Fraudsters beware, says the Securities and Exchange Commission in its latest investor-focused public service announcement. In an effort to crack down on the likelihood of Main Street investors turning over their life savings to unregistered investment professionals, the SEC is running snappy social media-friendly videos encouraging due diligence with a visit to Investor.gov. The SEC-run website provides resources for at-large public investors, including an easy-to-access link to the Investment Adviser Public Disclosure database, which returns information on investment professionals registered with the SEC and FINRA’s BrokerCheck. “Investors who check the background of their investment professional and use the other tools and resources available on Investor.gov can make more informed investment choices—and better protect themselves from fraud,” said Lori Schock, director of the SEC’s Office of Investor Education and Advocacy.

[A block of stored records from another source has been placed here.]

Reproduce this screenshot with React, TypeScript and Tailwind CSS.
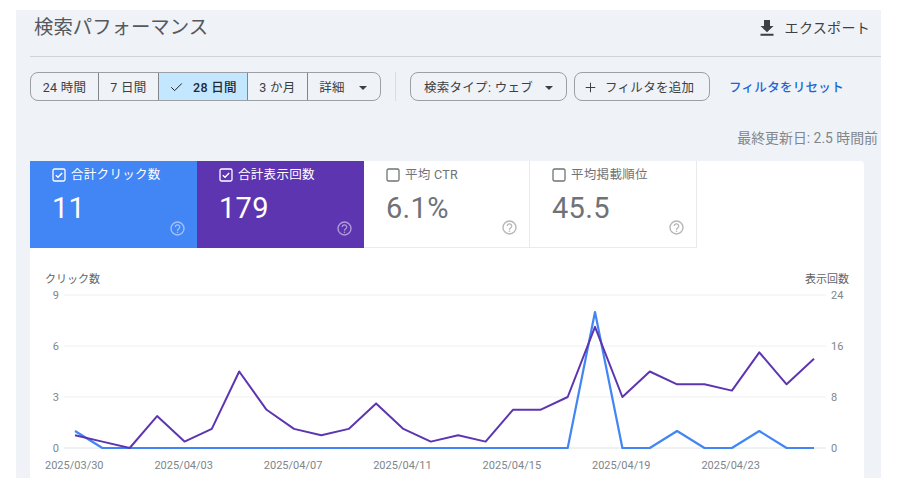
import { Check, Plus } from 'lucide-react'

const IMPRESSIONS = [2, 1, 0, 5, 1, 3, 12, 6, 3, 2, 3, 7, 3, 1, 2, 1, 6, 6, 8, 19, 8, 12, 10, 10, 9, 15, 10, 14]
const CLICKS = [1, 0, 0, 0, 0, 0, 0, 0, 0, 0, 0, 0, 0, 0, 0, 0, 0, 0, 0, 8, 0, 0, 1, 0, 0, 1, 0, 0]

const LEFT_TICKS = ['0', '3', '6', '9']
const RIGHT_TICKS = ['0', '8', '16', '24']
const DATES = ['2025/03/30', '2025/04/03', '2025/04/07', '2025/04/11', '2025/04/15', '2025/04/19', '2025/04/23']

// chart origin is the card's top-left corner
const X0 = 45
const STEP = 27.37
const BASE = 287
const PLOT_H = 153

function toPoints(values: number[], max: number) {
  return values.map((v, i) => `${(X0 + i * STEP).toFixed(1)},${(BASE - (v / max) * PLOT_H).toFixed(1)}`).join(' ')
}

function CheckBox({ checked }: { checked: boolean }) {
  return (
    <svg width="14" height="14" viewBox="0 0 14 14" fill="none" stroke="currentColor" className="shrink-0">
      <rect x="1" y="1" width="12" height="12" rx="1.5" strokeWidth="1.3" />
      {checked && <path d="M3.800 7.200 6 9.300l4.200-4.400" strokeWidth="1.400" />}
    </svg>
  )
}

function HelpIcon() {
  return (
    <svg width="15" height="15" viewBox="0 0 15 15" fill="none" stroke="currentColor" className="absolute right-[12px] bottom-[12px] opacity-50">
      <circle cx="7.500" cy="7.500" r="6.500" strokeWidth="1.400" />
      <path d="M5.300 6a2.200 2.200 0 1 1 3.500 1.800c-.8.500-1.300 1-1.300 1.900" strokeWidth="1.300" />
      <circle cx="7.500" cy="11.300" r=".8" fill="currentColor" stroke="none" />
    </svg>
  )
}

function Tile({ label, value, checked, tone }: { label: string; value: string; checked: boolean; tone: string }) {
  return (
    <div className={`relative h-[87px] pl-[22px] pt-[6px] ${tone}`}>
      <div className="flex items-center gap-[5px] text-[12.5px] leading-[16px] tracking-[0.3px]">
        <CheckBox checked={checked} />
        <span>{label}</span>
      </div>
      <div className="mt-[7px] text-[29px] leading-[36px] tracking-[0.3px]">{value}</div>
      <HelpIcon />
    </div>
  )
}

function Segment({ children, className = '' }: { children: React.ReactNode; className?: string }) {
  return <div className={`h-full flex items-center justify-center border-r border-[#80868b] ${className}`}>{children}</div>
}

function Caret() {
  return <span className="w-0 h-0 border-x-[4px] border-x-transparent border-t-[4px] border-t-[#3c4043]" />
}

export default function App() {
  return (
    <div className="w-[900px] h-[491px] bg-white overflow-hidden font-['Roboto','Noto_Sans_CJK_JP',sans-serif] text-[#3c4043]">
      <div className="ml-4 mt-[10px] w-[865px] h-[468px] bg-[#eff2f7] pl-[14px] flex flex-col">
        {/* header */}
        <div className="h-[47px] flex items-start justify-between border-b border-[#cfd2d6]">
          <h1 className="ml-1 mt-[4px] text-[19.4px] leading-[28px] font-normal text-[#55585c]">検索パフォーマンス</h1>
          <div className="flex items-center mt-[8px] mr-[11px] text-[14px] leading-[20px] tracking-[0.3px]">
            <svg width="16" height="18" viewBox="0 0 16 18" fill="#3c4043" className="mr-[10px]">
              <path d="M5 1h6v6h3.500L8 13.200 1.500 7H5zM1.500 14.800h13v2h-13z" />
            </svg>
            エクスポート
          </div>
        </div>

        {/* filters */}
        <div className="mt-[15px] h-[29px] flex items-center text-[12.5px] leading-[16px] tracking-[0.3px]">
          <div className="w-[351px] h-full flex border border-[#9aa0a6] rounded-[8px] overflow-hidden pt-0">
            <Segment className="w-[68px] pt-[2px]">24 時間</Segment>
            <Segment className="w-[60px] pt-[2px]">7 日間</Segment>
            <Segment className="w-[89px] pt-[2px] bg-[#c2e7ff] gap-[9px] font-medium">
              <Check size={15} strokeWidth={1.6} className="text-[#202124]" />
              <span className="text-[#1f2937]">28 日間</span>
            </Segment>
            <Segment className="w-[60px] pt-[2px]">3 か月</Segment>
            <div className="flex-1 flex items-center justify-center gap-[14px] pr-[2px] pt-[2px]">
              詳細
              <Caret />
            </div>
          </div>
          <div className="ml-[14px] w-px h-full bg-[#d9dce0]" />
          <div className="ml-[14px] w-[157px] h-full flex items-center justify-center gap-[12px] border border-[#9aa0a6] rounded-[8px] pt-[2px]">
            検索タイプ: ウェブ
            <Caret />
          </div>
          <div className="ml-[7px] w-[136px] h-full flex items-center pl-[8px] gap-[7px] border border-[#9aa0a6] rounded-[8px] pt-[2px]">
            <Plus size={15} strokeWidth={1.6} />
            フィルタを追加
          </div>
          <div className="ml-[19px] pt-[2px] text-[#1a67d2] font-medium">フィルタをリセット</div>
        </div>

        <div className="mt-[28px] mr-[3px] text-right text-[13.9px] leading-[18px] text-[#80868b]">最終更新日: 2.5 時間前</div>

        {/* metrics + chart */}
        <div className="mt-[14px] w-[834px] flex-1 bg-white rounded-tr-[4px] overflow-hidden">
          <div className="flex">
            <div className="w-[167px]"><Tile label="合計クリック数" value="11" checked tone="bg-[#4285f4] text-white" /></div>
            <div className="w-[167px]"><Tile label="合計表示回数" value="179" checked tone="bg-[#5e35b1] text-white" /></div>
            <div className="w-[166px]"><Tile label="平均 CTR" value="6.1%" checked={false} tone="border-r border-b border-[#e8eaed] text-[#6f7276]" /></div>
            <div className="w-[167px]"><Tile label="平均掲載順位" value="45.5" checked={false} tone="border-r border-b border-[#e8eaed] text-[#6f7276]" /></div>
          </div>
          <svg width="834" height="230" viewBox="0 87 834 230" className="block" fontSize="11" fill="#80868b">
            <text x="15" y="122" fill="#5f6368">クリック数</text>
            <text x="819" y="122" fill="#5f6368" textAnchor="end">表示回数</text>
            {LEFT_TICKS.map((t, i) => (
              <g key={t}>
                <line x1="34" x2="796" y1={BASE - i * 51} y2={BASE - i * 51} stroke={i === 0 ? '#e0e2e5' : '#eeeff1'} strokeWidth="1" />
                <text x="29" y={BASE - i * 51 + 4} textAnchor="end">{t}</text>
                <text x="801" y={BASE - i * 51 + 4}>{RIGHT_TICKS[i]}</text>
              </g>
            ))}
            {DATES.map((d, i) => (
              <text key={d} x={15 + i * 109.4} y="308">{d}</text>
            ))}
            <polyline points={toPoints(CLICKS, 9)} fill="none" stroke="#4285f4" strokeWidth="2.200" strokeLinejoin="round" />
            <polyline points={toPoints(IMPRESSIONS, 24)} fill="none" stroke="#5e35b1" strokeWidth="2" strokeLinejoin="round" />
          </svg>
        </div>
      </div>
    </div>
  )
}
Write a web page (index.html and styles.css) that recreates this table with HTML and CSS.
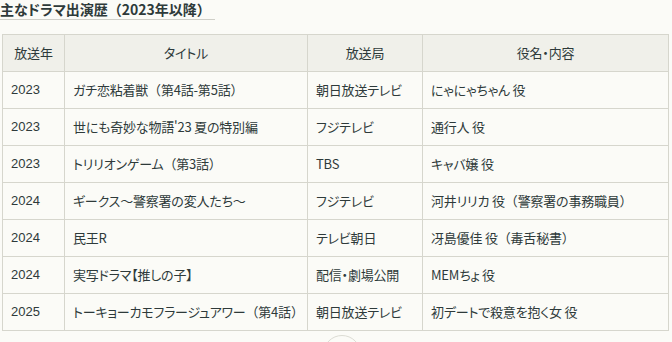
FILE: index.html
```html
<!DOCTYPE html>
<html lang="ja">
<head>
<meta charset="utf-8">
<link rel="stylesheet" href="styles.css">
</head>
<body>
<div class="page">
  <h3 class="heading">主なドラマ出演歴<span class="fw">（</span>2023年以降<span class="fw">）</span></h3>
  <table class="works">
    <colgroup>
      <col class="c-year"><col class="c-title"><col class="c-station"><col class="c-role">
    </colgroup>
    <thead>
      <tr><th>放送年</th><th>タイトル</th><th>放送局</th><th>役名・内容</th></tr>
    </thead>
    <tbody>
      <tr><td>2023</td><td>ガチ恋粘着獣<span class="fw">（</span>第4話-第5話<span class="fw">）</span></td><td>朝日放送テレビ</td><td>にゃにゃちゃん 役</td></tr>
      <tr><td>2023</td><td>世にも奇妙な物語'23 夏の特別編</td><td>フジテレビ</td><td>通行人 役</td></tr>
      <tr><td>2023</td><td>トリリオンゲーム<span class="fw">（</span>第3話<span class="fw">）</span></td><td>TBS</td><td>キャバ嬢 役</td></tr>
      <tr><td>2024</td><td>ギークス〜警察署の変人たち〜</td><td>フジテレビ</td><td>河井リリカ 役<span class="fw">（</span>警察署の事務職員<span class="fw">）</span></td></tr>
      <tr><td>2024</td><td>民王R</td><td>テレビ朝日</td><td>冴島優佳 役<span class="fw">（</span>毒舌秘書<span class="fw">）</span></td></tr>
      <tr><td>2024</td><td>実写ドラマ【推しの子】</td><td>配信・劇場公開</td><td>MEMちょ 役</td></tr>
      <tr><td>2025</td><td>トーキョーカモフラージュアワー<span class="fw">（</span>第4話<span class="fw">）</span></td><td>朝日放送テレビ</td><td>初デートで殺意を抱く女 役</td></tr>
    </tbody>
  </table>
  <div class="more"><span class="circle"></span></div>
</div>
</body>
</html>
```

FILE: styles.css
```css
html, body {
  margin: 0;
  padding: 0;
  background: #fbfbf7;
}
body {
  font-family: "Noto Sans CJK JP", "Liberation Sans", sans-serif;
  color: #2e3a3a;
  overflow: hidden;
}
.page {
  width: 672px;
  height: 342px;
  overflow: hidden;
  display: flex;
  flex-direction: column;
  align-items: flex-start;
}
.heading {
  margin: 0;
  padding: 0 4px 0 0;
  font-size: 14px;
  line-height: 19px;
  font-weight: 700;
  font-feature-settings: "palt";
  border-bottom: 1px solid #cfcfc8;
  height: 21px;
  box-sizing: border-box;
}
.fw {
  font-feature-settings: normal;
}
.works {
  margin: 14px 0 0 2px;
  border-collapse: collapse;
  width: 666px;
  table-layout: fixed;
  font-size: 13px;
  letter-spacing: -0.2px;
  font-feature-settings: "palt";
}
.c-year { width: 62px; }
.c-title { width: 243px; }
.c-station { width: 115px; }
.c-role { width: 246px; }
.works th, .works td {
  border: 1px solid #d6d6cd;
  height: 37px;
  padding: 0 0 0 8px;
  box-sizing: border-box;
  line-height: 18px;
  white-space: nowrap;
  text-align: left;
}
.works td:first-child {
  font-family: "Liberation Sans", sans-serif;
  letter-spacing: 0;
  padding-left: 8px;
}
.works th {
  background: #f0f0ea;
  font-weight: 400;
  text-align: center;
  padding: 0;
}
.more {
  align-self: stretch;
  display: flex;
  justify-content: center;
  margin-top: 4px;
}
.circle {
  width: 36px;
  height: 36px;
  border-radius: 50%;
  border: 1px solid #dcdcd4;
  background: #fbfbf7;
  margin-left: 12px;
}
```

The site has seen more than 9 million new users since its launch and provides individual investors with financial planning tools, tips for safeguarding their assets and links to the SEC’s investor complaint form.
Paychex, which provides 401(k) recordkeeping services, said it’s adding several new features to its Advisor Console, the portal that plan advisors use to manage their books of business with Paychex. Among the changes are more readily available client data relevant to newly eligible employees, employees pending enrollments and employees who have not yet enrolled. Later this year, it will also roll out tools that enable plan advisors to benchmark their plans against industry standards.
A Farmingdale, N.J. financial advisor has pleaded guilty to defrauding his clients out of $3.1 million, according to the U.S. Attorney's office. Scott Newsholme, 43, pleaded guilty to wire fraud, aggravated identity theft and preparing fraudulent tax returns. Court documents show that from 2002 to 2017, Newsholme convinced his clients to give him money, which he said he’d invest in various securities, as well as bond instruments issues by a private New Jersey country club, a bond investment in a video game company and investments in the production of a movie. Instead, however, he cashed or deposited the checks and used the investments for personal expenses, including multiple cars, bedroom furniture, debts at casinos, bank transfers to his personal accounts and ATM withdrawals. In total, he faces more than 20 years in jail and fines in excess of $500,000.